Extract all data as written.
··· COLLECTED DATA ···
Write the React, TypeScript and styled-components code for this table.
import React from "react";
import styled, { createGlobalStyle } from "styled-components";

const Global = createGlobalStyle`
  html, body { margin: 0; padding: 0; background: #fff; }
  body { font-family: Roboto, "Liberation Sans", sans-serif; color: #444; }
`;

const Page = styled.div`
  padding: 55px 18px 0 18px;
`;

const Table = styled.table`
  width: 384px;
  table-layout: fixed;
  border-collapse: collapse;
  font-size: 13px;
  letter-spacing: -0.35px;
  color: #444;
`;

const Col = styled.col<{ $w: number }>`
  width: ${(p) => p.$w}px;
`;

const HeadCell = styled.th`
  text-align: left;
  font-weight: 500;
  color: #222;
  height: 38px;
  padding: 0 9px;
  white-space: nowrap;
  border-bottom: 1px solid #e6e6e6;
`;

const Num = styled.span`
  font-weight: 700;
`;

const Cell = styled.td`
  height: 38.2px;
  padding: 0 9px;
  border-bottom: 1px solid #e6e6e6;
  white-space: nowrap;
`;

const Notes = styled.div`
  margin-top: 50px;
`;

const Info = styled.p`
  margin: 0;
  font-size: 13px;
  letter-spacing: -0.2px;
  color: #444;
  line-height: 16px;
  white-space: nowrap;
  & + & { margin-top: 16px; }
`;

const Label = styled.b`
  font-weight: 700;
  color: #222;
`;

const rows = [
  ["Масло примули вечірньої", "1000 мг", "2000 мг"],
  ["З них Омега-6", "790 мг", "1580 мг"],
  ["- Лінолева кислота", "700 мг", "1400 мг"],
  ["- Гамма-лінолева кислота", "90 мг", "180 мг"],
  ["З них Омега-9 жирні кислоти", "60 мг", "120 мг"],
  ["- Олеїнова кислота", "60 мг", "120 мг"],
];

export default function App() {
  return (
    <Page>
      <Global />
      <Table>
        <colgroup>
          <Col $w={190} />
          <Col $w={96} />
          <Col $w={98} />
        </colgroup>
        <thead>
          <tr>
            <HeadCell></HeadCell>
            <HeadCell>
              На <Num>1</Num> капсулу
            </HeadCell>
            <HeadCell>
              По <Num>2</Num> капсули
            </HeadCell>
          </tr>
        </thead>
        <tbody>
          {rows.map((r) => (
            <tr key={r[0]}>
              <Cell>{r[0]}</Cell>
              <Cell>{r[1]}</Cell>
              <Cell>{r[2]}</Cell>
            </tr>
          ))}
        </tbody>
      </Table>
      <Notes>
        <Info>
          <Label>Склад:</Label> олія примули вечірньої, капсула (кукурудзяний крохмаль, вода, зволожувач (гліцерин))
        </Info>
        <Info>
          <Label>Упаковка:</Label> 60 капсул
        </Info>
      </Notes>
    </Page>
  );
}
···
=== ANSWER TO THE TASK ===
Write the React, TypeScript and styled-components code for this table.
import React from "react";
import styled, { createGlobalStyle } from "styled-components";

const Global = createGlobalStyle`
  html, body { margin: 0; padding: 0; background: #fff; }
  body { font-family: Roboto, "Liberation Sans", sans-serif; color: #444; }
`;

const Page = styled.div`
  padding: 55px 18px 0 18px;
`;

const Table = styled.table`
  width: 384px;
  table-layout: fixed;
  border-collapse: collapse;
  font-size: 13px;
  letter-spacing: -0.35px;
  color: #444;
`;

const Col = styled.col<{ $w: number }>`
  width: ${(p) => p.$w}px;
`;

const HeadCell = styled.th`
  text-align: left;
  font-weight: 500;
  color: #222;
  height: 38px;
  padding: 0 9px;
  white-space: nowrap;
  border-bottom: 1px solid #e6e6e6;
`;

const Num = styled.span`
  font-weight: 700;
`;

const Cell = styled.td`
  height: 38.2px;
  padding: 0 9px;
  border-bottom: 1px solid #e6e6e6;
  white-space: nowrap;
`;

const Notes = styled.div`
  margin-top: 50px;
`;

const Info = styled.p`
  margin: 0;
  font-size: 13px;
  letter-spacing: -0.2px;
  color: #444;
  line-height: 16px;
  white-space: nowrap;
  & + & { margin-top: 16px; }
`;

const Label = styled.b`
  font-weight: 700;
  color: #222;
`;

const rows = [
  ["Масло примули вечірньої", "1000 мг", "2000 мг"],
  ["З них Омега-6", "790 мг", "1580 мг"],
  ["- Лінолева кислота", "700 мг", "1400 мг"],
  ["- Гамма-лінолева кислота", "90 мг", "180 мг"],
  ["З них Омега-9 жирні кислоти", "60 мг", "120 мг"],
  ["- Олеїнова кислота", "60 мг", "120 мг"],
];

export default function App() {
  return (
    <Page>
      <Global />
      <Table>
        <colgroup>
          <Col $w={190} />
          <Col $w={96} />
          <Col $w={98} />
        </colgroup>
        <thead>
          <tr>
            <HeadCell></HeadCell>
            <HeadCell>
              На <Num>1</Num> капсулу
            </HeadCell>
            <HeadCell>
              По <Num>2</Num> капсули
            </HeadCell>
          </tr>
        </thead>
        <tbody>
          {rows.map((r) => (
            <tr key={r[0]}>
              <Cell>{r[0]}</Cell>
              <Cell>{r[1]}</Cell>
              <Cell>{r[2]}</Cell>
            </tr>
          ))}
        </tbody>
      </Table>
      <Notes>
        <Info>
          <Label>Склад:</Label> олія примули вечірньої, капсула (кукурудзяний крохмаль, вода, зволожувач (гліцерин))
        </Info>
        <Info>
          <Label>Упаковка:</Label> 60 капсул
        </Info>
      </Notes>
    </Page>
  );
}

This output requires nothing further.